Chengdu Aerospace Corporation memilih Saturn AL-31 FN, mesin turbofan buatan NPO Saturn, Rusia, sebagai penggeraknya. Mesin yang sama juga dipakai untuk jet terbaru andalan Rusia Sukhoi PAK FA. Dengan mesin itu, J-20 bisa melesat dengan kecepatan terbang 2100 kilometer per jam. J-20 juga memiliki sistem persenjataan, sistem navigasi, dan kemampuan menghindar pantauan radar musu, dengan kualifikasi yang sama dengan jet tempur generasi kelima buatan Rusia dan Amerika. Paling canggih untuk saat ini.

Sebagai bukti kecanggihan J-20, apabila biasanya harga produk China cukup cengli (murah), lain halnya dengan J-20. Sebagai pembanding, Sukhoi PAK FA buatan Rusia dibanderol sekitar US$100 juta per unit.

Sementara unit cost J-20 tidak kurang dari US$120 juta. Hanya lebih muran dibanding F-22 Raptor buatan Lockheed Martin, Amerika Serikat, yang harga per unitnya US$150 juta. Harga F-22 Raptor lebih mahal, karena biaya produksi dan upah tenaga kerja di Amerika yang jauh lebih tinggi.

Tidak diketahui persis berapa unit J-20 yang sudah diproduksi Chengdu. Tapi sumber-sumber intelejen barat memperkirakan belum sampai 30 unit. Hal itu disebabkan mesin yang digunakan masih diimpor dari Rusia. Lain halnya jika China sudah menciptakan mesin yang setara atau lebih baik dari Saturn AL-31 FN. Biasanya, untuk satu jenis peralatan militer, China memproduksinya dalam jumlah besar. Misalnya, pesawat J-10 diproduksi sebanyak 400 unit, Chengdu J-7 2400 unit, Shenyang J-5 1820 unit.

Chengdu Aircraft Industry Group

Salah satu hasil dari 12 poin reformasi kedirgantaraan China tahun 1951 yang digagas Ketua Mao, adalah ditanda-tanganinya perjanjian kerja sama pembangunan pabrik pesawat tempur Chengdu State Aircraft Factory No.132 Aircraft Plant dengan Uni Sovyet pada tahun 1956. Namun, perjanjian itu juga meliputi transfer teknologi, dengan cara melibatkan industri kedirgantaraan China dalam proyek tersebut.

Dua tahun kemudian, Chengdu Aero-Engine Factory, sebuah pabrik mesin pesawat berdiri di Chengdu, Provinsi Sichuan pada tahun 1958. Pabrik dengan lahan seluas 137 hektare itu mempekerjakan 20.000 orang karyawan.
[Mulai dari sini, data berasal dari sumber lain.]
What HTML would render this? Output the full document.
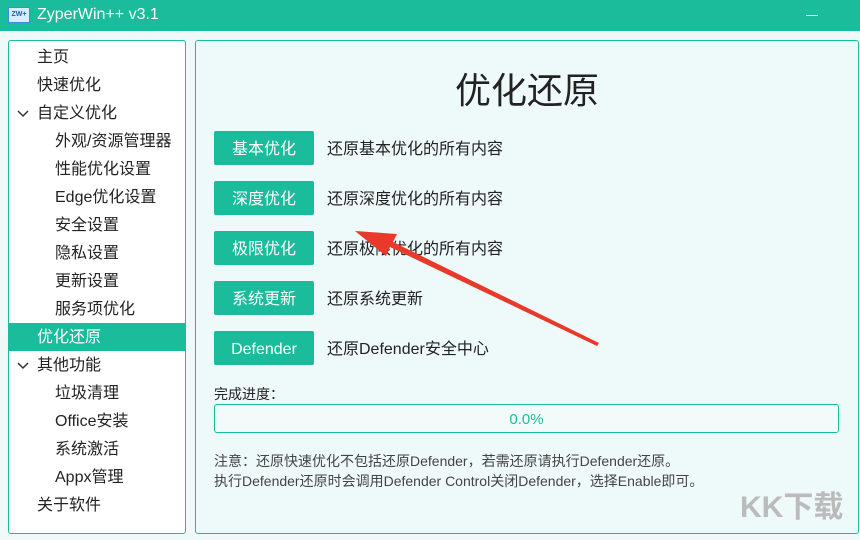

Kemudian, Chengdu Aero-Engine Factory menjadi bagian dari Chengdu Aircraft Industry Group.

Chengdu Aircraft Industry Group atau Chengdu Aerospace Corporation, sebagai salah satu perusahaan yang tergabung alam konglomerasi milik negara, AVIC, ditugaskan untuk merancang dan membangun pesawat-pesawat tempur dan juga suku cadangnya, untuk keperluan militer China.

Pada tahun 1990, BUMN ini ditata ulang dengan nama baru Chengdu Aerospace Corporation yang memiliki tiga divisi, yaitu Chengdu Airframe Plant, Chengdu Aircraft Design Institute, dan Chengdu Engine Company.

Sejak didirikan tahun 1958, produk-produk yang sudah dihasilkan Chengdu Aircraft Industry Group meliputi tujuh jenis pesawat tempur dalam beberapa generasi (Chengdu JJ-5, Chengdu J-7, Sabre II, FC-1 Xialong/ JF-17 Thunder, Chengdu J-9, Chengdu J-10, dan Chengdu J-20), suku cadang, dan mesin pesawat (RD-500K Turbojet, WP6 Turbojet, dan komponen pendukung untuk Pratt & Whitney JT8D Turbofan).

Melalui BUMN kedirgantaraan yang berbeda, Shenyang Aircraft Corporation, China sedanga mengembangkan pesawat tempur medium multifungsi generasi 4,5 yaitu Shenyang J-31, yang saat ini masih menjalani uji terbang. Pesawat bermesin ganda ini pertama kali menjalani uji terbang pada 31 Oktober 2012, dan diperkirakan akan masuk jajaran Angkatan Udara China.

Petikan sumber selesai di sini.